Inevitavelmente, ingressaremos em um mundo onde predominarão por um prazo considerável os comportamentos protecionistas em nível global e regional, apesar de inumeráveis declarações em sentido contrário. O protecionismo, junto à expulsão de trabalhadores sem documentação e o nacionalismo serão os desafios mais relevantes da globalização crescente em matéria financeira, econômica e tecnológica.

Estes aspectos, entre muitos outros que experimentaremos, caracterizarão, em meu entender, o mundo que enfrentaremos nos próximos anos, se é que a recuperação realmente ganha terreno sobre a contração, como assim parecem demonstrar as cifras do segundo trimestre nos EUA. Presenciaremos um mundo muito diverso, em que se irão impondo novos valores, no qual, quem sabe, o consumo, a riqueza, a opulência, a avareza desmedida e a dominação bélica deverão deixar espaço para novos valores de maior austeridade e no qual a globalização compreenda relações de diálogo e cooperação, marcadas em uma agenda associada a preocupações globais mais profundas, como o cuidado com o meio ambiente, a pobreza e os direitos humanos.

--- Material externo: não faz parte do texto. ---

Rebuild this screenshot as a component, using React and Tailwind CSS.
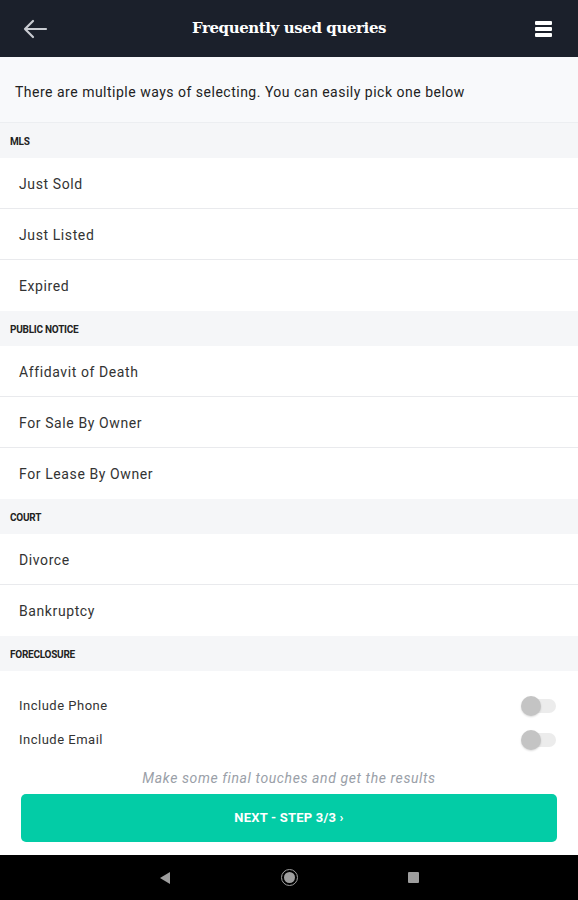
import React from 'react';

const sections = [
  { title: 'MLS', items: ['Just Sold', 'Just Listed', 'Expired'] },
  { title: 'PUBLIC NOTICE', items: ['Affidavit of Death', 'For Sale By Owner', 'For Lease By Owner'] },
  { title: 'COURT', items: ['Divorce', 'Bankruptcy'] },
];

const SectionHeader = ({ title }) => (
  <div className="h-[35px] flex items-center pt-[2px] px-[10px] bg-[#f5f6f8] text-[10px] font-bold text-[#222] tracking-tight">
    {title}
  </div>
);

const Toggle = () => (
  <div className="relative w-[36px] h-[20px] flex items-center">
    <div className="absolute left-[8px] right-0 h-[14px] rounded-full bg-[#ececec]" />
    <div className="absolute left-[1px] w-[20px] h-[20px] rounded-full bg-[#c4c4c4] shadow-[0_1px_2px_rgba(0,0,0,0.15)]" />
  </div>
);

export default function App() {
  return (
    <div className="w-[578px] h-[900px] flex flex-col bg-white" style={{ fontFamily: 'Roboto, "Liberation Sans", sans-serif' }}>
      {/* top bar */}
      <div className="h-[57px] bg-[#1b202b] flex items-center justify-between px-[22px] shrink-0">
        <svg width="26" height="22" viewBox="0 0 26 22" fill="none" stroke="#c9ccd2" strokeWidth="2.2" strokeLinecap="round" strokeLinejoin="round">
          <path d="M24 11H3M11 3l-8 8 8 8" />
        </svg>
        <div className="text-white text-[15px] font-bold tracking-[-0.4px]" style={{ fontFamily: '"DejaVu Serif", "Liberation Serif", serif' }}>
          Frequently used queries
        </div>
        <div className="w-[26px] flex justify-end pr-[4px]">
          <div className="flex flex-col gap-[2px]">
            <div className="w-[17px] h-[4px] bg-white rounded-[1px]" />
            <div className="w-[17px] h-[4px] bg-white rounded-[1px]" />
            <div className="w-[17px] h-[4px] bg-white rounded-[1px]" />
          </div>
        </div>
      </div>

      <div className="h-[66px] bg-[#f8f9fb] flex items-center pt-[6px] px-[15px] text-[14px] tracking-[0.5px] text-[#222] border-b border-[#eceef1] shrink-0">
        There are multiple ways of selecting. You can easily pick one below
      </div>

      {sections.map(s => (
        <div key={s.title}>
          <SectionHeader title={s.title} />
          {s.items.map((it, i) => (
            <div key={it}
              className={`h-[51px] flex items-center pt-[2px] px-[19px] text-[14px] tracking-[0.6px] text-[#333] ${i < s.items.length - 1 ? 'border-b border-[#e9eaed]' : ''}`}>
              {it}
            </div>
          ))}
        </div>
      ))}

      <SectionHeader title="FORECLOSURE" />

      <div className="flex flex-col pt-[25px] px-[19px] pr-[22px] gap-[14px]">
        <div className="flex items-center justify-between h-[20px] text-[13px] tracking-[0.5px] text-[#333]">
          <span>Include Phone</span>
          <Toggle />
        </div>
        <div className="flex items-center justify-between h-[20px] text-[13px] tracking-[0.5px] text-[#333]">
          <span>Include Email</span>
          <Toggle />
        </div>
      </div>

      <div className="mt-[18px] text-center text-[14px] tracking-[0.6px] italic text-[#9aa0a8]">
        Make some final touches and get the results
      </div>

      <div className="px-[21px] mt-[5px]">
        <div className="h-[48px] rounded-[5px] bg-[#03cca6] flex items-center justify-center text-white text-[13px] font-bold tracking-[0.2px]">
          NEXT - STEP 3/3 ›
        </div>
      </div>

      <div className="flex-1" />

      {/* android nav */}
      <div className="h-[45px] bg-black flex items-center justify-center gap-[110px] shrink-0">
        <svg width="12" height="14" viewBox="0 0 12 14"><path d="M11 1v12L1 7z" fill="#9e9e9e" /></svg>
        <div className="w-[17px] h-[17px] rounded-full border-[1.5px] border-[#9e9e9e] flex items-center justify-center">
          <div className="w-[11px] h-[11px] rounded-full bg-[#9e9e9e]" />
        </div>
        <div className="w-[11px] h-[11px] bg-[#9e9e9e] rounded-[1px]" />
      </div>
    </div>
  );
}
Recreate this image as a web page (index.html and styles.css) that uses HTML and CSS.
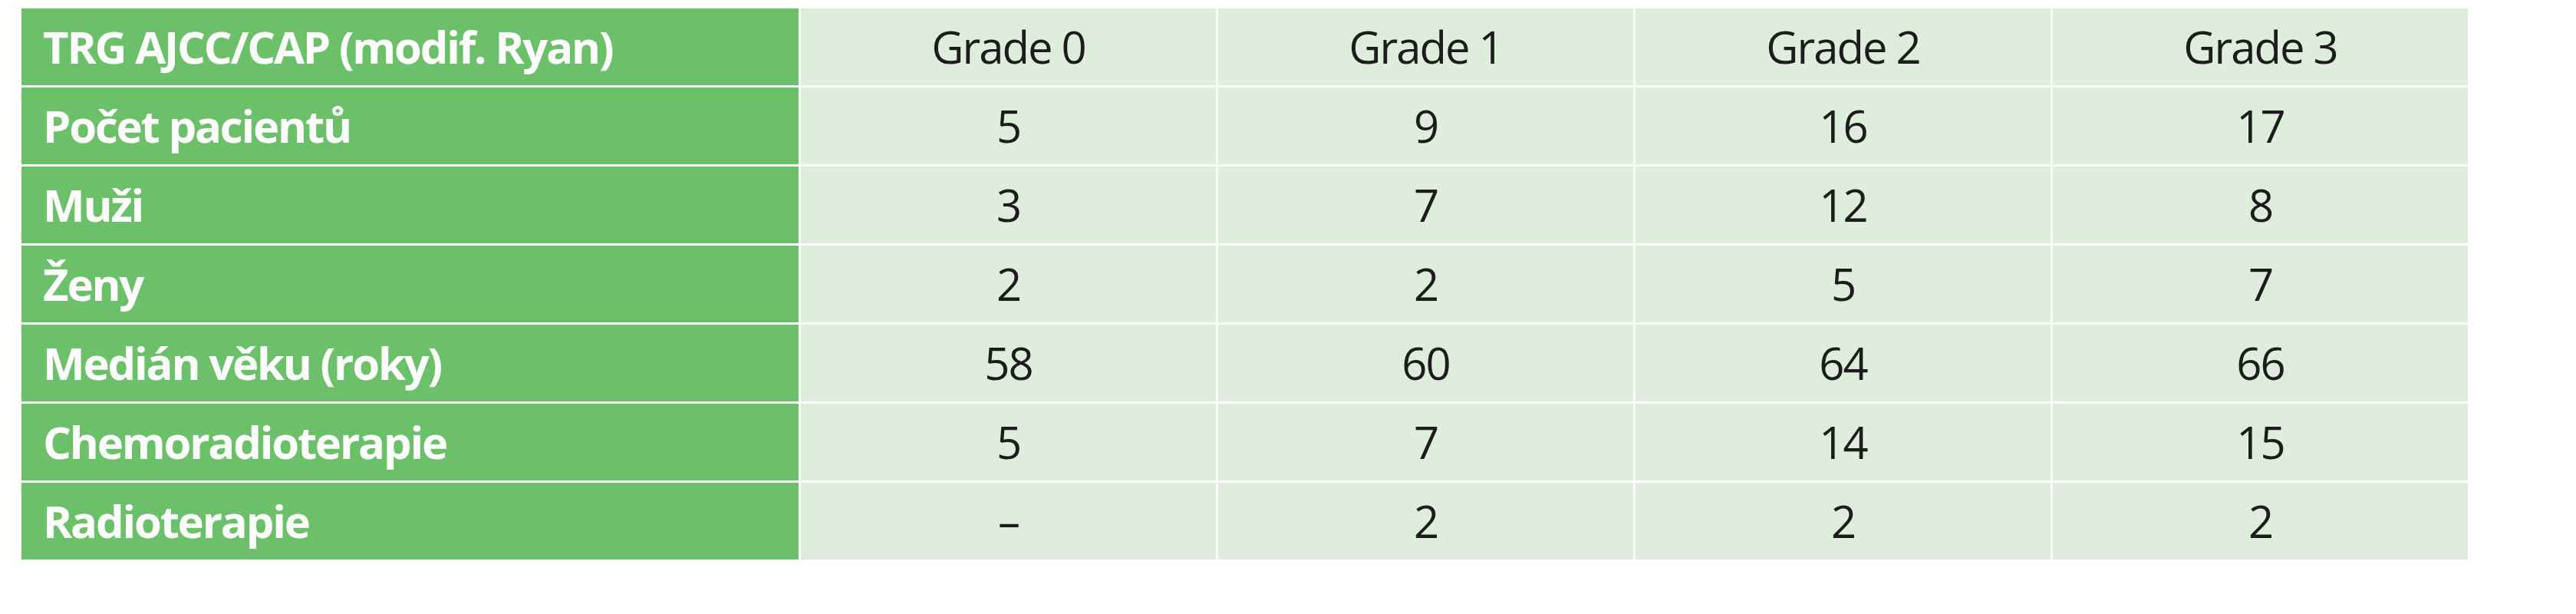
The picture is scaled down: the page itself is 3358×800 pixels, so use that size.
FILE: index.html
```html
<!DOCTYPE html>
<html lang="cs">
<head>
<meta charset="utf-8">
<title>TRG</title>
<link rel="stylesheet" href="styles.css">
</head>
<body>
<div class="table">
  <div class="cell label">TRG AJCC/CAP (modif. Ryan)</div>
  <div class="cell val">Grade 0</div>
  <div class="cell val">Grade 1</div>
  <div class="cell val">Grade 2</div>
  <div class="cell val">Grade 3</div>

  <div class="cell label">Počet pacientů</div>
  <div class="cell val">5</div>
  <div class="cell val">9</div>
  <div class="cell val">16</div>
  <div class="cell val">17</div>

  <div class="cell label">Muži</div>
  <div class="cell val">3</div>
  <div class="cell val">7</div>
  <div class="cell val">12</div>
  <div class="cell val">8</div>

  <div class="cell label">Ženy</div>
  <div class="cell val">2</div>
  <div class="cell val">2</div>
  <div class="cell val">5</div>
  <div class="cell val">7</div>

  <div class="cell label">Medián věku (roky)</div>
  <div class="cell val">58</div>
  <div class="cell val">60</div>
  <div class="cell val">64</div>
  <div class="cell val">66</div>

  <div class="cell label">Chemoradioterapie</div>
  <div class="cell val">5</div>
  <div class="cell val">7</div>
  <div class="cell val">14</div>
  <div class="cell val">15</div>

  <div class="cell label">Radioterapie</div>
  <div class="cell val">–</div>
  <div class="cell val">2</div>
  <div class="cell val">2</div>
  <div class="cell val">2</div>
</div>
</body>
</html>
```
FILE: styles.css
```css
html, body {
  margin: 0;
  padding: 0;
  background: #ffffff;
}
body {
  padding: 11px 0 0 28px;
  font-family: "Open Sans", "Noto Sans", "Liberation Sans", sans-serif;
}
.table {
  display: grid;
  grid-template-columns: 1013px repeat(4, 541px);
  grid-auto-rows: 100px;
  gap: 3px;
  width: max-content;
}
.cell {
  display: flex;
  align-items: center;
  font-size: 58px;
  line-height: 1;
}
.label {
  background: #6cc06a;
  color: #ffffff;
  font-weight: 700;
  padding-left: 28px;
  letter-spacing: -2.2px;
}
.val {
  background: #dfeedc;
  color: #1c1c1c;
  justify-content: center;
  letter-spacing: -2px;
}
```
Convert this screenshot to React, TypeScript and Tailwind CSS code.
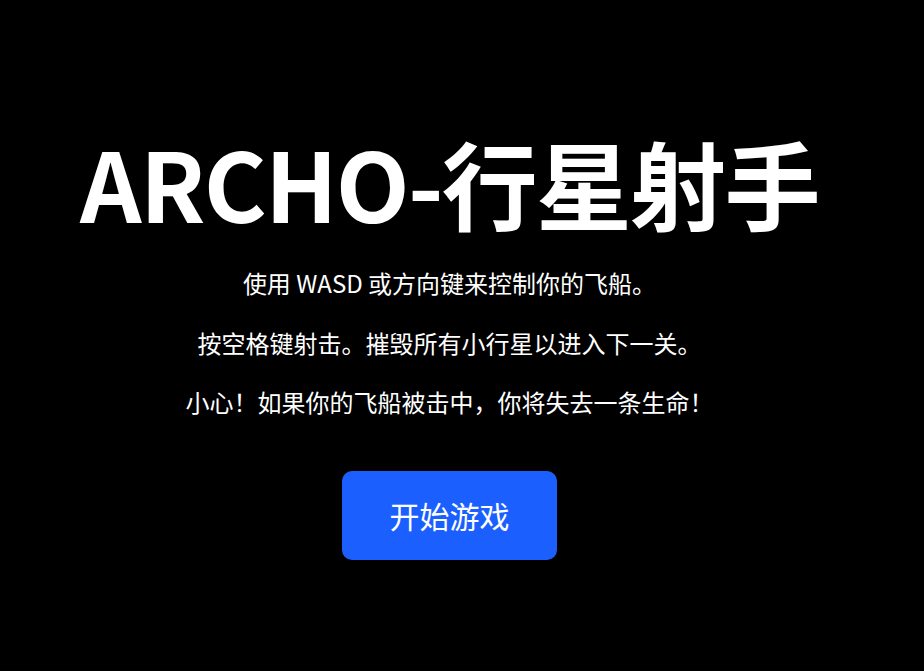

Um mundo no qual a nova arquitetura institucional se fortaleça em sua função de controlar e regular o sistema financeiro global, que deverá estar a serviço do comércio, a produção e do consumo, e não ao serviço de “fantasias financeiras” que utilizaram uma economia de “papéis” que se retroalimentou a si mesma até converter-se em uma borbulha sem conteúdo real, que explodiu na grande crise financeira global de que hoje padecemos.

Em suma, pareceria que abandonaremos o “capitalismo nacional da opulência” para ingressar em uma “fase mais madura do capitalismo global”, que deverá enfrentar novos, mas não menos complexos, desafios e ameaças globais.